Life lessons for Christmas
‘Tis the season of giving. I enjoy giving gifts, watching as they’re opened and seeing the joy they bring. Or, in the case of my younger son, watching his eyes roll back in his head as he throws the gift down in disgust because it’s another puzzle. Yeah, we’re working on the gratitude thing before Christmas.
Over the years, I’ve discovered some things that help me through the most wonderful time of the year. As my gift to you, I’m sharing my insights into both the giving and the receiving of holiday gifts.
1. Make a list to figure out who you need to buy presents for and some ideas for each person. Recipients on my list include family, friends, neighbors, teachers, coaches, and my hair stylist, manicurist, and esthetician (or, as I refer to them collectively, The Maintenance Crew).

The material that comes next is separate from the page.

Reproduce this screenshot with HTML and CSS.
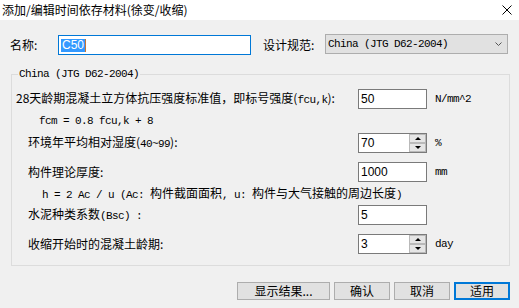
FILE: index.html
```html
<!DOCTYPE html>
<html>
<head>
<title>添加/编辑时间依存材料(徐变/收缩)</title>
<meta name="viewport" content="width=device-width, initial-scale=1">
<link rel="stylesheet" href="styles.css">
</head>
<body>
    <div class="titlebar">
        <span class="title">添加/编辑时间依存材料(徐变/收缩)</span>
        <svg class="close" width="10" height="10" viewBox="0 0 10 10">
            <path d="M0.5 0.5 L9.5 9.5 M9.5 0.5 L0.5 9.5" stroke="#000" stroke-width="1" fill="none"/>
        </svg>
    </div>

    <div class="top-row">
        <label class="name-label">名称:</label>
        <div class="edit name-edit"><span class="sel">C50</span><span class="caret"></span></div>
        <label class="code-label">设计规范:</label>
        <div class="combo">
            <span class="en">China (JTG D62-2004)</span>
            <svg class="chevron" width="7" height="4" viewBox="0 0 7 4">
                <path d="M0.5 0.5 L3.5 3.5 L6.5 0.5" stroke="#555" stroke-width="1" fill="none"/>
            </svg>
        </div>
    </div>

    <div class="group">
        <span class="legend en">China (JTG D62-2004)</span>

        <div class="row">
            <span class="lbl">28天龄期混凝土立方体抗压强度标准值，即标号强度(<span class="en">fcu,k</span>):</span>
            <div class="edit">50</div>
            <span class="unit en">N/mm^2</span>
        </div>
        <div class="note note-fcm"><span class="en">fcm = 0.8 fcu,k + 8</span></div>

        <div class="row">
            <span class="lbl ind2">环境年平均相对湿度(<span class="en">40~99</span>):</span>
            <div class="edit spin">
                <span class="val">70</span>
                <div class="spin-btns">
                    <div class="spin-btn"><span class="tri-up"></span></div>
                    <div class="spin-btn"><span class="tri-down"></span></div>
                </div>
            </div>
            <span class="unit en">%</span>
        </div>

        <div class="row gap">
            <span class="lbl ind2">构件理论厚度:</span>
            <div class="edit">1000</div>
            <span class="unit en">mm</span>
        </div>
        <div class="note note-h"><span><span class="en">h = 2 Ac / u (Ac: </span>构件截面面积<span class="en">, u: </span>构件与大气接触的周边长度<span class="en">)</span></span></div>

        <div class="row">
            <span class="lbl ind2">水泥种类系数<span class="en">(Bsc) :</span></span>
            <div class="edit">5</div>
            <span class="unit"></span>
        </div>

        <div class="row gap">
            <span class="lbl ind2">收缩开始时的混凝土龄期:</span>
            <div class="edit spin">
                <span class="val">3</span>
                <div class="spin-btns">
                    <div class="spin-btn"><span class="tri-up"></span></div>
                    <div class="spin-btn"><span class="tri-down"></span></div>
                </div>
            </div>
            <span class="unit en">day</span>
        </div>
    </div>

    <div class="buttons">
        <button class="btn btn-wide">显示结果...</button>
        <button class="btn">确认</button>
        <button class="btn">取消</button>
        <button class="btn btn-default">适用</button>
    </div>
</body>
</html>
```

FILE: styles.css
```css
body{
    margin: 0;
    width: 519px;
    height: 308px;
    background-color: #f0f0f0;
    font-family: "Noto Sans CJK SC", sans-serif;
    font-size: 12px;
    line-height: 16px;
    color: #000;
    overflow: hidden;
}

.en{
    font-family: "Liberation Mono", "Noto Sans CJK SC", monospace;
    font-size: 11px;
    letter-spacing: -0.6px;
}

.titlebar{
    display: flex;
    justify-content: space-between;
    align-items: center;
    height: 20px;
    background-color: #fff;
    padding-left: 2px;
}

.close{
    margin-right: 7px;
}

.top-row{
    display: flex;
    align-items: center;
    height: 22px;
    margin-top: 14px;
    padding-left: 10px;
}

.name-label{
    width: 48px;
}

.edit{
    box-sizing: border-box;
    display: flex;
    align-items: center;
    width: 69px;
    height: 20px;
    padding-left: 2px;
    background-color: #fff;
    border: 1px solid #7a7a7a;
    font-family: "Liberation Sans", sans-serif;
    font-size: 12px;
}

.name-edit{
    width: 193px;
    border-color: #0078d7;
}

.sel{
    background-color: #3399ff;
    color: #fff;
    line-height: 13px;
    padding: 0 1px;
}

.caret{
    width: 1px;
    height: 13px;
    background-color: #c87533;
}

.code-label{
    width: 62px;
    margin-left: 12px;
}

.combo{
    box-sizing: border-box;
    display: flex;
    justify-content: space-between;
    align-items: center;
    width: 183px;
    height: 20px;
    align-self: flex-start;
    padding-left: 2px;
    padding-right: 5px;
    background-color: #e1e1e1;
    border: 1px solid #adadad;
}

.group{
    position: relative;
    box-sizing: border-box;
    width: 499px;
    margin-left: 11px;
    margin-top: 18px;
    padding: 14px 0 11px 4px;
    border: 1px solid #dcdcdc;
}

.legend{
    position: absolute;
    top: -8px;
    left: 6px;
    line-height: 14px;
    padding: 0 1px;
    background-color: #f0f0f0;
}

.row{
    display: flex;
    align-items: center;
    height: 20px;
}

.row.gap{
    margin-top: 9px;
}

.lbl{
    flex: 1;
    white-space: nowrap;
}

.ind2{
    padding-left: 12px;
}

.unit{
    width: 74px;
    margin-left: 8px;
}

.note{
    display: flex;
    align-items: center;
    white-space: pre;
}

.note-fcm{
    height: 24px;
    padding-left: 23px;
}

.note-h{
    height: 23px;
    padding-left: 26px;
}

.spin{
    padding-right: 0;
}

.spin .val{
    flex: 1;
}

.spin-btns{
    display: flex;
    flex-direction: column;
    justify-content: space-between;
    width: 17px;
    height: 18px;
}

.spin-btn{
    box-sizing: border-box;
    display: flex;
    justify-content: center;
    align-items: center;
    height: 9px;
    background-color: #e5e5e5;
    border: 1px solid #b9b9b9;
}

.tri-up, .tri-down{
    width: 0;
    height: 0;
    border-left: 3px solid transparent;
    border-right: 3px solid transparent;
}

.tri-up{
    border-bottom: 3px solid #000;
}

.tri-down{
    border-top: 3px solid #000;
}

.buttons{
    display: flex;
    justify-content: flex-end;
    gap: 4px;
    margin-top: 16px;
    padding-right: 9px;
}

.btn{
    box-sizing: border-box;
    width: 56px;
    height: 18px;
    padding: 0;
    background-color: #e1e1e1;
    border: 1px solid #adadad;
    font-family: "Noto Sans CJK SC", sans-serif;
    font-size: 12px;
    line-height: 14px;
    color: #000;
}

.btn-wide{
    width: 93px;
}

.btn-default{
    border: 2px solid #0078d7;
}
```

2. There’s nothing wrong with making a list of what you want from your loved ones. I come from a long line of Christmas List makers; it’s a time-honored tradition in the Stamper family. I remember sitting down with the Sears Catalog when I was little and circling all the toys I wanted (small town living didn’t provide a lot of shopping options). In fact, my mom told me last week, “If your husband doesn’t make me a list, tell him he’s getting the World’s Largest Flashlight from Restoration Hardware.” A list helps if people have no idea what to get you. I think I’m easy to shop for, but my family would probably beg to differ. Honestly, just buy me something shiny and sparkly and I’ll bite just like a big fish.
3. Shop early. Shop often. And God bless the Internet.
4. Gift cards: A last ditch effort or the greatest creation ever? I go with the latter. You give me a gift card you’re saying, “Linda, I know you so well that I’m certain sending you shopping at your favorite store, on me, would make you happier than if I gave you a hand-knit teapot cozy.”
5. Be open to the idea of returns and exchanges. Our families live all over the country. How certain are you that your niece in Florida is still obsessed with Dora the Explorer? She’s 12 now, you know. I love the advent of the gift receipt. Genius! Seriously, if I give you a gift that you don’t like, doesn’t fit, you’ll never use, whatever, return it! Get yourself something you’ll love!
6. Practice your acting skills prior to the holidays. I love getting gifts. Really, who doesn’t? But you have to have a go-to response for the more unusual presents. “Oh, my! This is amazing. What a lovely, uh, I mean, well, it’s just going to be so useful. Thank you!”
The main thing to remember is that it’s better to give than to receive. And it’s the thought that counts. And if you don’t write a thank-you note, Santa won’t come next year (or so I tell my children).